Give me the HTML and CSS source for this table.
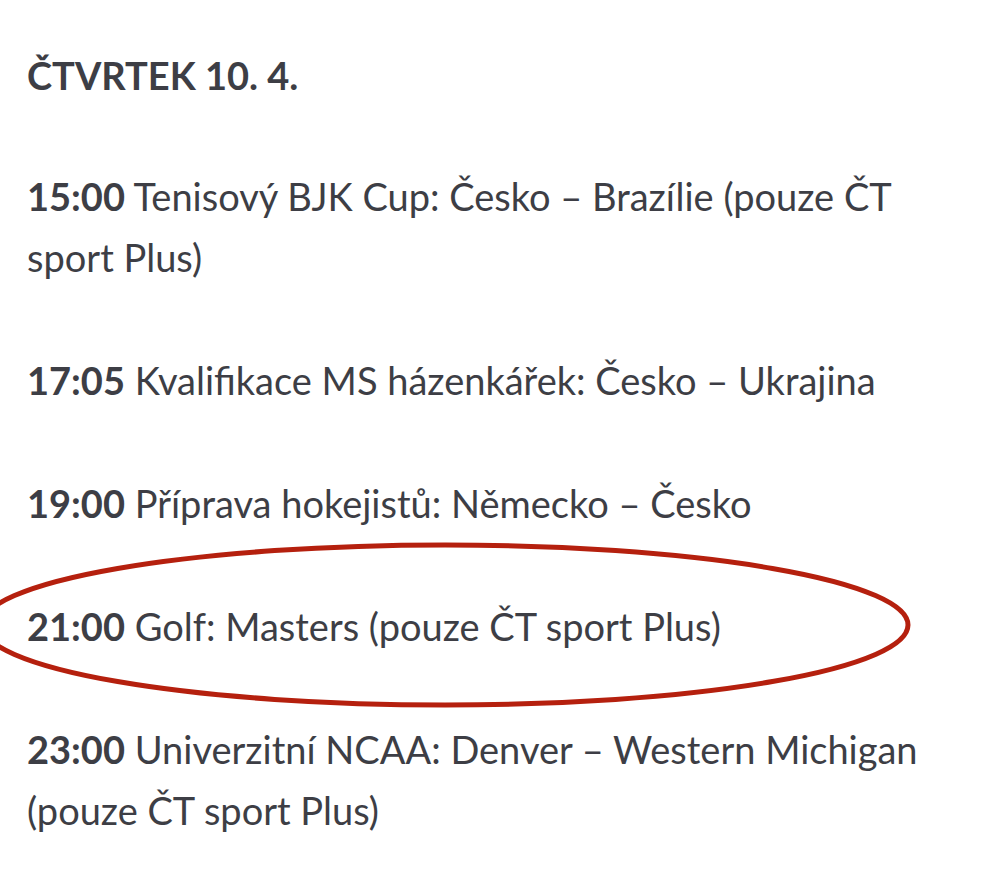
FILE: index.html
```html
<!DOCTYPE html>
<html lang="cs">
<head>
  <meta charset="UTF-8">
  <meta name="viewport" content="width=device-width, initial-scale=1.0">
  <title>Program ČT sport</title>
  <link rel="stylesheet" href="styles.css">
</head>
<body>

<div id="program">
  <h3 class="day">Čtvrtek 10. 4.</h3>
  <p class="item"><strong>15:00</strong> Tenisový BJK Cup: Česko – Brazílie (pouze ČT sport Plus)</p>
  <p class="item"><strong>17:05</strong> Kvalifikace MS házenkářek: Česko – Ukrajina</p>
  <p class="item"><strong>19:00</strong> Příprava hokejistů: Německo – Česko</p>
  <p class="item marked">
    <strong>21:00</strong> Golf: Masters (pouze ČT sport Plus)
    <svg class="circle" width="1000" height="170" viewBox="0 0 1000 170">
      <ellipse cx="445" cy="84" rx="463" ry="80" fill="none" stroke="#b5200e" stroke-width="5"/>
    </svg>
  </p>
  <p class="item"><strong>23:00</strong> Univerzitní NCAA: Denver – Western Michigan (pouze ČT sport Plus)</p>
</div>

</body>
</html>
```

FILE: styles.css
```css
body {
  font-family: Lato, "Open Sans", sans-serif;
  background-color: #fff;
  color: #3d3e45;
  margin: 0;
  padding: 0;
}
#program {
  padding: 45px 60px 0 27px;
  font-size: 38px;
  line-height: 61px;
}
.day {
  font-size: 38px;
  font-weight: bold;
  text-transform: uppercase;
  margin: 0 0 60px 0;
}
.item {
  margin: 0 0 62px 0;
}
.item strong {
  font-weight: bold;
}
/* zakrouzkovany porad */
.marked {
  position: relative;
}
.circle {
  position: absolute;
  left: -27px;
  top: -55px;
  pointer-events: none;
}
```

> _The task_:
Omit the pictures and reproduce the listing exactly.

> _Answer for the task_:
Give me the HTML and CSS source for this table.
FILE: index.html
```html
<!DOCTYPE html>
<html lang="cs">
<head>
  <meta charset="UTF-8">
  <meta name="viewport" content="width=device-width, initial-scale=1.0">
  <title>Program ČT sport</title>
  <link rel="stylesheet" href="styles.css">
</head>
<body>

<div id="program">
  <h3 class="day">Čtvrtek 10. 4.</h3>
  <p class="item"><strong>15:00</strong> Tenisový BJK Cup: Česko – Brazílie (pouze ČT sport Plus)</p>
  <p class="item"><strong>17:05</strong> Kvalifikace MS házenkářek: Česko – Ukrajina</p>
  <p class="item"><strong>19:00</strong> Příprava hokejistů: Německo – Česko</p>
  <p class="item marked">
    <strong>21:00</strong> Golf: Masters (pouze ČT sport Plus)
    <svg class="circle" width="1000" height="170" viewBox="0 0 1000 170">
      <ellipse cx="445" cy="84" rx="463" ry="80" fill="none" stroke="#b5200e" stroke-width="5"/>
    </svg>
  </p>
  <p class="item"><strong>23:00</strong> Univerzitní NCAA: Denver – Western Michigan (pouze ČT sport Plus)</p>
</div>

</body>
</html>
```

FILE: styles.css
```css
body {
  font-family: Lato, "Open Sans", sans-serif;
  background-color: #fff;
  color: #3d3e45;
  margin: 0;
  padding: 0;
}
#program {
  padding: 45px 60px 0 27px;
  font-size: 38px;
  line-height: 61px;
}
.day {
  font-size: 38px;
  font-weight: bold;
  text-transform: uppercase;
  margin: 0 0 60px 0;
}
.item {
  margin: 0 0 62px 0;
}
.item strong {
  font-weight: bold;
}
/* zakrouzkovany porad */
.marked {
  position: relative;
}
.circle {
  position: absolute;
  left: -27px;
  top: -55px;
  pointer-events: none;
}
```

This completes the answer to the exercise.